Growing Pressures on Budget 2016

10:35:00 AM | 10/26/2015

In 2016, Vietnam is still facing budgeting pressures with revenue growth at 9.4 percent compared with spending growth by 11 percent.
This information has been highlighted by Chairman of the National Assembly’s Finance and Budget Committee Phung Quoc Hien on the report on the implementation of the State Budget to the National Assembly by October 20.
 
The National Assembly’s Finance and Budget Committee approved the estimates of revenues and expenditures, proposed to the government and gave some notes. Regarding revenue, the government has the state budget revenues in 2016 projected to be VND1,014,500 billion, up 9.4 percent over the 2015. In regardless of VND30 trillion collected from the sales of the state-owned capital of a number of enterprises, the total budget revenues will increase by 6.1 percent.
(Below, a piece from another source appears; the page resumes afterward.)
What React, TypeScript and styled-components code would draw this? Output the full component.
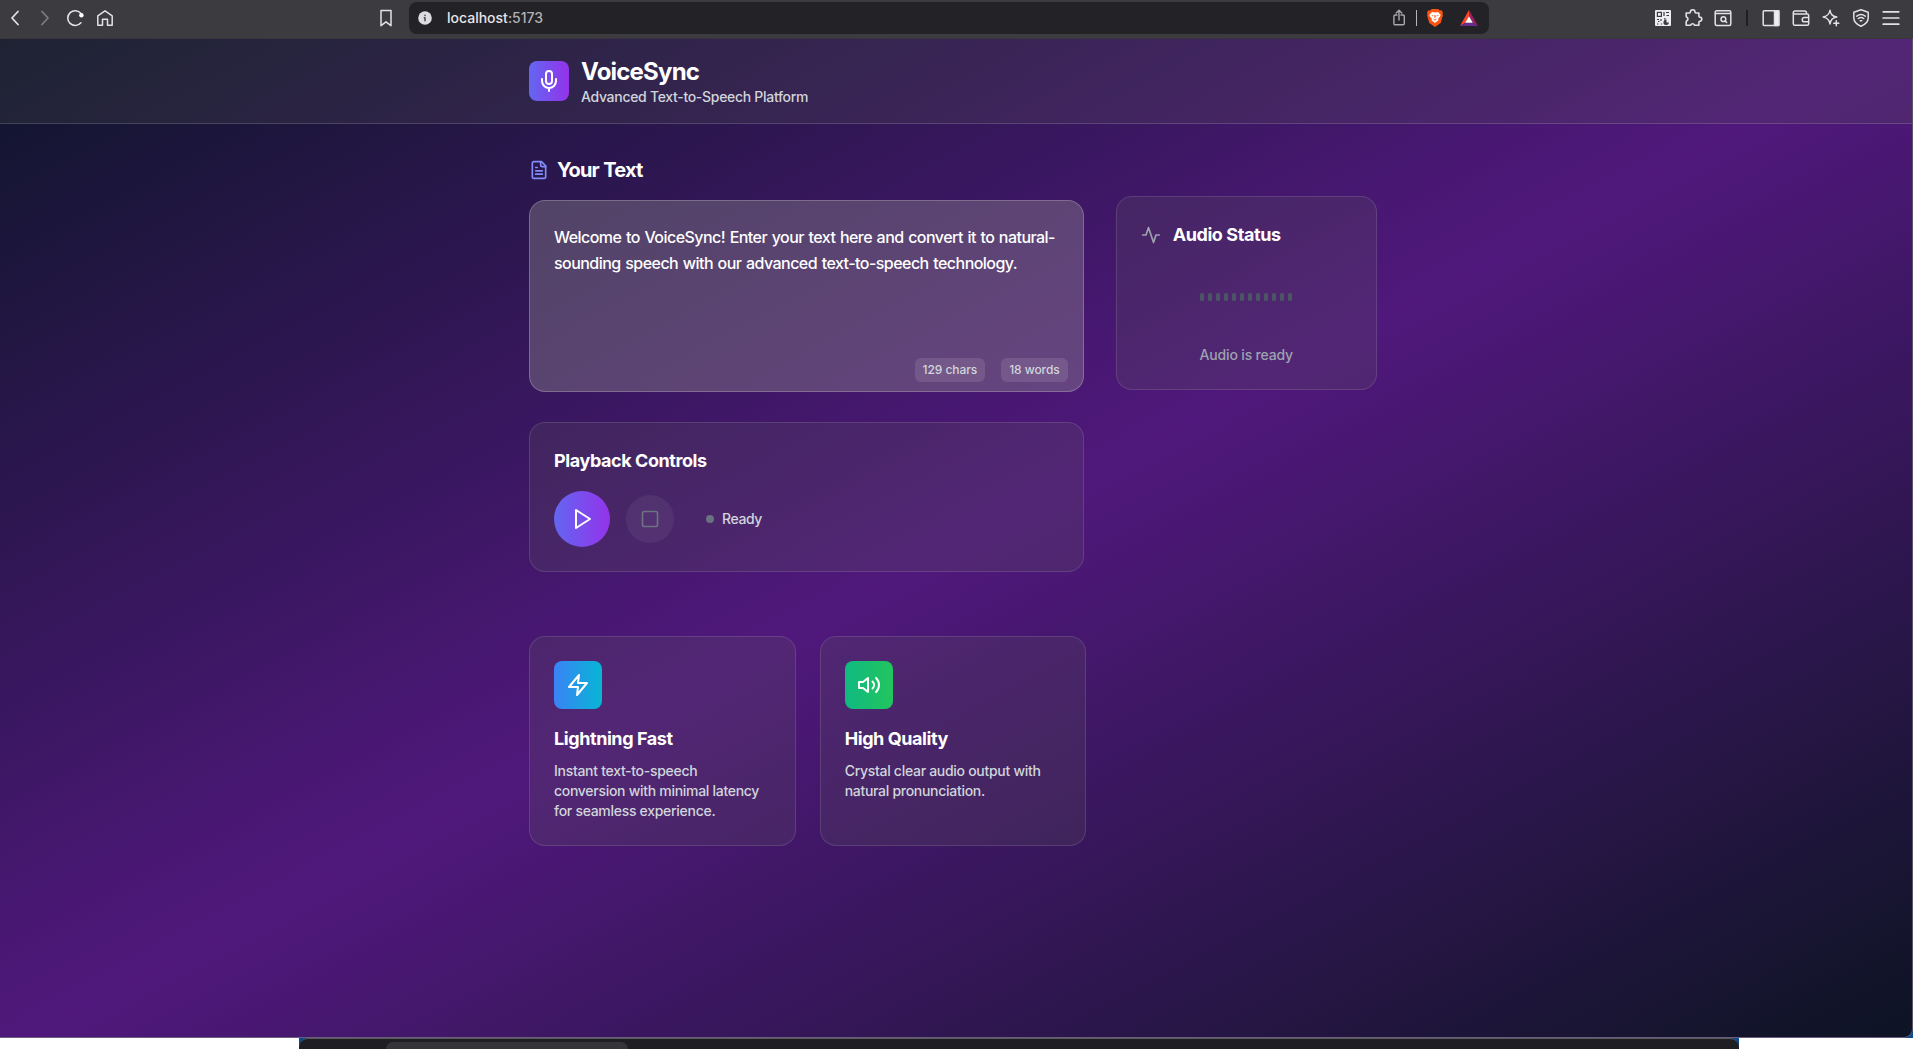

This growth rate is low but reasonable in this current situation when the oil revenue has decreased due to a drop of oil price and other revenues are decreasing because Vietnam is committed to international agreements regarding tax reduction. According to the Committee, this growth is reasonable to ensure the autonomy and safety of the budget.
 
It is expected that by 2016, the budget deficit will have increased by 4.95 percent of GDP or VND254 trillion, an increase of VND28 trillion compared with 2015 and the public debt will have increased by 63.2 percent of GDP by December 31, 2016.
 
Regarding the budget expenditure, for the recurrent expenditure of 2011-2015, the National Assembly’s Finance and Budget Committee supports some measures to reduce recurrent expenditure as proposed by the Government, but proposed a review and evaluation of the effectiveness of various programs and projects to save more thoroughly than in 2015 and drastically cut unnecessary expenses, especially used for festivities, conferences, festivals, and overseas business trips.
 
For other expenditures for development, the year 2016 will be the first year the public spending limits set for medium-term investment in the period of 2016-2020 in accordance with the State Budget Law and the Investment Law.
 
The majority of delegates of the National Assembly’s Finance and Budget Committee said that due to limited state budget funding for investment to meet urgent tasks, the Government is required to mobilize external resources like issuing VND60 trillion in bonds, collecting lottery and land use fees, raising funds from ODA, preferential loans abroad, and capital from equitisation of SOEs for investment and development and the allocation of the budget now is reasonable to improve resources for development and guarantee the economic growth of 6.7 percent, higher than in 2015.
 
Regarding the state budget, the year 2016 is still facing higher pressure on budgeting. The revenue growth at 9.4 percent is in contrast with the spending growth rate of 11 percent; 31.2 percent spending for recurrent expenditure, up 5.8 percent, leads to a burden on the state budget; debts of the state budget including debts for basic construction, debts of policy banks, and debts of issued policies.
 
The budget deficit of 2016 is estimated at 4.95 percent of GDP or VND254 trillion, an increase of VND28 trillion compared with 2015 and the public debt is up to 63.2 percent of GDP, estimated by December 31, 2016. According to the National Assembly Finance and Budget Committee, due to current situation that the economy has not recovered strongly and FDI still plays an important role, the deep cuts in public spending will lead to a reduction in investment resources.
 
Therefore, the Committee agreed to keep budget deficit under the old calculation, at a high level of 4.95 percent of GDP. However, the public debt has reached the limit of 65 percent of GDP, the pressures on increasing debt payment, budget balancing for debt payment, decreasing issuance on government bonds, maturing debt and interest rates, increasing issuance fees, leading an increase of public debts, require the Government to provide positive and insistent solutions.
 
According to the National Assembly Finance and Budget Committee, in the long term, it is necessary to restructure revenues to ensure a mobilized state budget of above 20 percent of GDP, to use the budget economically and to have all payments estimated as well as be consistent with the schedule of reducing budget deficit and public debt in the period of 2016-2020 under the State Budget Law 2015 to ensure national financial security.